Obama Administration Maintains Bush Position on 'Extraordinary Rendition' Lawsuit

The Obama Administration today announced that it would keep the same position as the Bush Administration in the lawsuit Mohamed et al v Jeppesen Dataplan, Inc.

A source inside of the Ninth U.S. District Court tells ABC News that a representative of the Justice Department stood up to say that its position hasn't changed, that new administration stands behind arguments that previous administration made, with no ambiguity at all. The DOJ lawyer said the entire subject matter remains a state secret.

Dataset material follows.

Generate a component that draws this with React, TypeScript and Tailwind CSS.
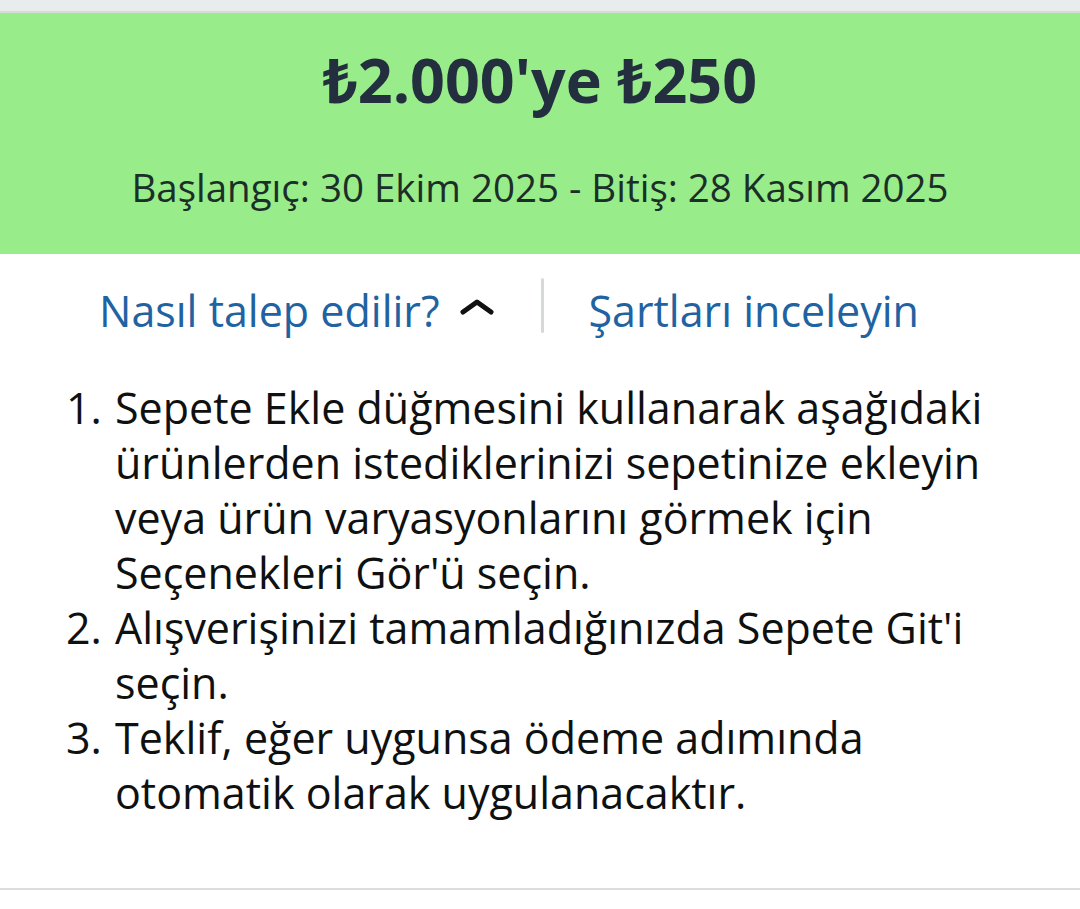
import React from "react";

const items: string[] = [
  "Sepete Ekle düğmesini kullanarak aşağıdaki ürünlerden istediklerinizi sepetinize ekleyin veya ürün varyasyonlarını görmek için Seçenekleri Gör'ü seçin.",
  "Alışverişinizi tamamladığınızda Sepete Git'i seçin.",
  "Teklif, eğer uygunsa ödeme adımında otomatik olarak uygulanacaktır.",
];

export default function App() {
  return (
    <div
      className="w-[1080px] h-[909px] bg-white overflow-hidden flex flex-col"
      style={{ fontFamily: '"Open Sans", "Noto Sans", sans-serif' }}
    >
      <div className="h-[11px] bg-[#e9eced]" />
      <div className="h-[2px] bg-[#d3ddd5]" />
      <div className="h-[241px] bg-[#98ec8a] flex flex-col items-center">
        <div className="mt-[31px] text-[61px] leading-[72px] font-bold text-[#232f3e]">
          ₺2.000'ye ₺250
        </div>
        <div className="mt-[47px] text-[38.5px] leading-[48px] text-[#1b2e28]">
          Başlangıç: 30 Ekim 2025 - Bitiş: 28 Kasım 2025
        </div>
      </div>
      <div className="mt-[23px] h-[56px] flex items-center pl-[99px]">
        <span className="mt-[12px] text-[43px] leading-[56px] text-[#2162a1] whitespace-nowrap">
          Nasıl talep edilir?
        </span>
        <svg className="ml-[19px] mt-[4px]" width="36" height="18" viewBox="0 0 36 18" fill="none" stroke="#111" strokeWidth="5" strokeLinecap="round" strokeLinejoin="round">
          <path d="M4 14L18 4L32 14" />
        </svg>
        <div className="ml-[46px] w-[3px] h-[55px] bg-[#d5d9d9] rounded-full" />
        <span className="ml-[45px] mt-[12px] text-[43px] leading-[56px] text-[#2162a1] whitespace-nowrap">
          Şartları inceleyin
        </span>
      </div>
      <ol className="mt-[47px] ml-[66px] mr-[60px] flex flex-col text-[43px] leading-[55px] text-[#0f1111]">
        {items.map((t, i) => (
          <li key={i} className="flex">
            <span className="w-[49px] shrink-0">{i + 1}.</span>
            <span>{t}</span>
          </li>
        ))}
      </ol>
      <div className="flex-1" />
      <div className="h-[2px] bg-[#dddddd] mb-[19px]" />
    </div>
  );
}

It's because of that last item I listed above -- that sense of shared purpose, of belief that all of us are going to get pointed in the right direction -- that this stings so much. "Extraordinary rendition" was one of the most galling of the Bush junta's excesses. Ashcroft, Gonzales & Co. had relied upon "state secrets" privilege to prevent courts from ruling on cases like Mohamed, in which five plaintiffs had been forcibly deported to other countries (we still don't know where) and tortured.

On one of its first chances to turn away from the dark side, the Obama administration has stepped right in the footprints set down by Bush. "State secrets" still prevent the tortured from having their day in court. It's a disgrace.

The only hope I hold out -- and it's a thin one -- is that the situation around rendition is as convoluted as that surrounding the prosecutorial cases for the Guantanamo detainees. Perhaps on this issue, too, the Bushies left such a scorched landscape in their wake that the Obama Justice Dept. is having trouble making head or tail of what went on in the course of "extraordinary rendition." Perhaps they will do the right thing and revisit Mohamed again down the road.

I hope so. I hope Obama is not the Manchurian candidate I feared he might be.